Data to use »
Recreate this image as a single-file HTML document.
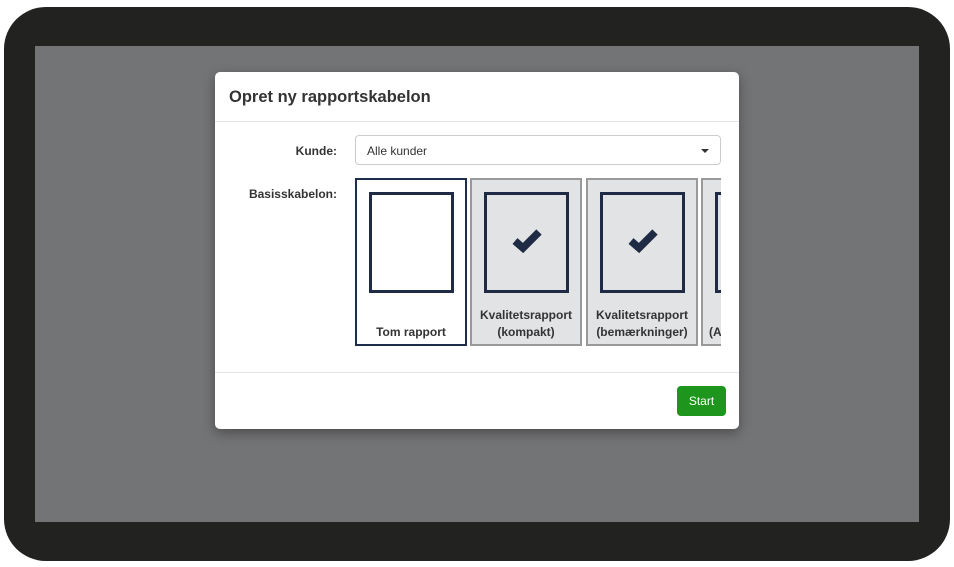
<!DOCTYPE html>
<html><head><meta charset="utf-8"><style>
*{box-sizing:border-box;margin:0;padding:0}
body{width:954px;height:567px;background:#fff;position:relative;overflow:hidden;font-family:"Liberation Sans",sans-serif;color:#333}
.frame{position:absolute;left:4px;top:7px;width:946px;height:554px;background:#222220;border-radius:42px}
.screen{position:absolute;left:35px;top:46px;width:884px;height:476px;background:#737476}
.modal{position:absolute;left:215px;top:72px;width:524px;height:357px;background:#fff;border-radius:5px;box-shadow:0 4px 12px rgba(0,0,0,.35)}
.hdr{height:50px;border-bottom:1px solid #e5e5e5;padding:16px 0 0 14px;font-size:16.5px;font-weight:bold;color:#333}
.lbl{position:absolute;font-size:12px;font-weight:bold;right:402px;text-align:right}
.sel{position:absolute;left:140px;top:63px;width:366px;height:30px;border:1px solid #ccc;border-radius:4px;font-size:12px;padding:8px 0 0 11px}
.sel:after{content:"";position:absolute;right:11px;top:13px;border-left:4px solid transparent;border-right:4px solid transparent;border-top:4px solid #333}
.cards{position:absolute;left:140px;top:106px;width:366px;height:169px;overflow:hidden}
.card{position:absolute;top:0;width:112px;height:168px;border:2px solid #999;background:#e2e3e5}
.card.sel1{border-color:#1f2d4d;background:#fff}
.doc{position:absolute;left:12px;top:12px;width:85px;height:101px;border:3px solid #1f2a44}
.doc svg{position:absolute;left:25px;top:33px}
.cap{position:absolute;left:0;right:0;bottom:3px;text-align:center;font-size:12px;font-weight:bold;line-height:17px}
.ftr{position:absolute;left:0;right:0;top:300px;border-top:1px solid #e5e5e5}
.btn{position:absolute;left:462px;top:314px;width:49px;height:30px;background:#1e961e;border-radius:4px;color:#fff;font-size:12px;text-align:center;line-height:30px}
</style></head><body>
<div class="frame"></div><div class="screen"></div>
<div class="modal">
<div class="hdr">Opret ny rapportskabelon</div>
<div class="lbl" style="top:72px">Kunde:</div>
<div class="sel">Alle kunder</div>
<div class="lbl" style="top:115px">Basisskabelon:</div>
<div class="cards">
<div class="card sel1" style="left:0"><div class="doc"></div><div class="cap">Tom rapport</div></div>
<div class="card" style="left:115px"><div class="doc"><svg width="30" height="28" viewBox="0 0 30 28"><path d="M3 13 L11 20 L27 4" fill="none" stroke="#1f2a44" stroke-width="7.5" stroke-linecap="butt" stroke-linejoin="miter"/></svg></div><div class="cap">Kvalitetsrapport<br>(kompakt)</div></div>
<div class="card" style="left:231px"><div class="doc"><svg width="30" height="28" viewBox="0 0 30 28"><path d="M3 13 L11 20 L27 4" fill="none" stroke="#1f2a44" stroke-width="7.5" stroke-linecap="butt" stroke-linejoin="miter"/></svg></div><div class="cap">Kvalitetsrapport<br>(bemærkninger)</div></div>
<div class="card" style="left:346px"><div class="doc"></div><div class="cap" style="text-align:left;left:6px">(Ar</div></div>
</div>
<div class="ftr"></div>
<div class="btn">Start</div>
</div>
</body></html>
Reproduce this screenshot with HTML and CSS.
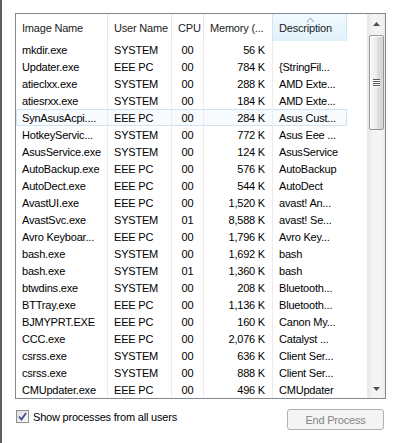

Exercise brief »
Reproduce all of the material above word for word. Omit the pictures.

Written answer »
Recreate this image as a single-file HTML document.
<!DOCTYPE html>
<html><head><meta charset="utf-8"><style>
*{box-sizing:border-box;margin:0;padding:0}
body{width:954px;height:567px;background:#fff;position:relative;overflow:hidden;font-family:"Liberation Sans",sans-serif;color:#333}
.frame{position:absolute;left:4px;top:7px;width:946px;height:554px;background:#222220;border-radius:42px}
.screen{position:absolute;left:35px;top:46px;width:884px;height:476px;background:#737476}
.modal{position:absolute;left:215px;top:72px;width:524px;height:357px;background:#fff;border-radius:5px;box-shadow:0 4px 12px rgba(0,0,0,.35)}
.hdr{height:50px;border-bottom:1px solid #e5e5e5;padding:16px 0 0 14px;font-size:16.5px;font-weight:bold;color:#333}
.lbl{position:absolute;font-size:12px;font-weight:bold;right:402px;text-align:right}
.sel{position:absolute;left:140px;top:63px;width:366px;height:30px;border:1px solid #ccc;border-radius:4px;font-size:12px;padding:8px 0 0 11px}
.sel:after{content:"";position:absolute;right:11px;top:13px;border-left:4px solid transparent;border-right:4px solid transparent;border-top:4px solid #333}
.cards{position:absolute;left:140px;top:106px;width:366px;height:169px;overflow:hidden}
.card{position:absolute;top:0;width:112px;height:168px;border:2px solid #999;background:#e2e3e5}
.card.sel1{border-color:#1f2d4d;background:#fff}
.doc{position:absolute;left:12px;top:12px;width:85px;height:101px;border:3px solid #1f2a44}
.doc svg{position:absolute;left:25px;top:33px}
.cap{position:absolute;left:0;right:0;bottom:3px;text-align:center;font-size:12px;font-weight:bold;line-height:17px}
.ftr{position:absolute;left:0;right:0;top:300px;border-top:1px solid #e5e5e5}
.btn{position:absolute;left:462px;top:314px;width:49px;height:30px;background:#1e961e;border-radius:4px;color:#fff;font-size:12px;text-align:center;line-height:30px}
</style></head><body>
<div class="frame"></div><div class="screen"></div>
<div class="modal">
<div class="hdr">Opret ny rapportskabelon</div>
<div class="lbl" style="top:72px">Kunde:</div>
<div class="sel">Alle kunder</div>
<div class="lbl" style="top:115px">Basisskabelon:</div>
<div class="cards">
<div class="card sel1" style="left:0"><div class="doc"></div><div class="cap">Tom rapport</div></div>
<div class="card" style="left:115px"><div class="doc"><svg width="30" height="28" viewBox="0 0 30 28"><path d="M3 13 L11 20 L27 4" fill="none" stroke="#1f2a44" stroke-width="7.5" stroke-linecap="butt" stroke-linejoin="miter"/></svg></div><div class="cap">Kvalitetsrapport<br>(kompakt)</div></div>
<div class="card" style="left:231px"><div class="doc"><svg width="30" height="28" viewBox="0 0 30 28"><path d="M3 13 L11 20 L27 4" fill="none" stroke="#1f2a44" stroke-width="7.5" stroke-linecap="butt" stroke-linejoin="miter"/></svg></div><div class="cap">Kvalitetsrapport<br>(bemærkninger)</div></div>
<div class="card" style="left:346px"><div class="doc"></div><div class="cap" style="text-align:left;left:6px">(Ar</div></div>
</div>
<div class="ftr"></div>
<div class="btn">Start</div>
</div>
</body></html>
Reproduce this screenshot with HTML and CSS.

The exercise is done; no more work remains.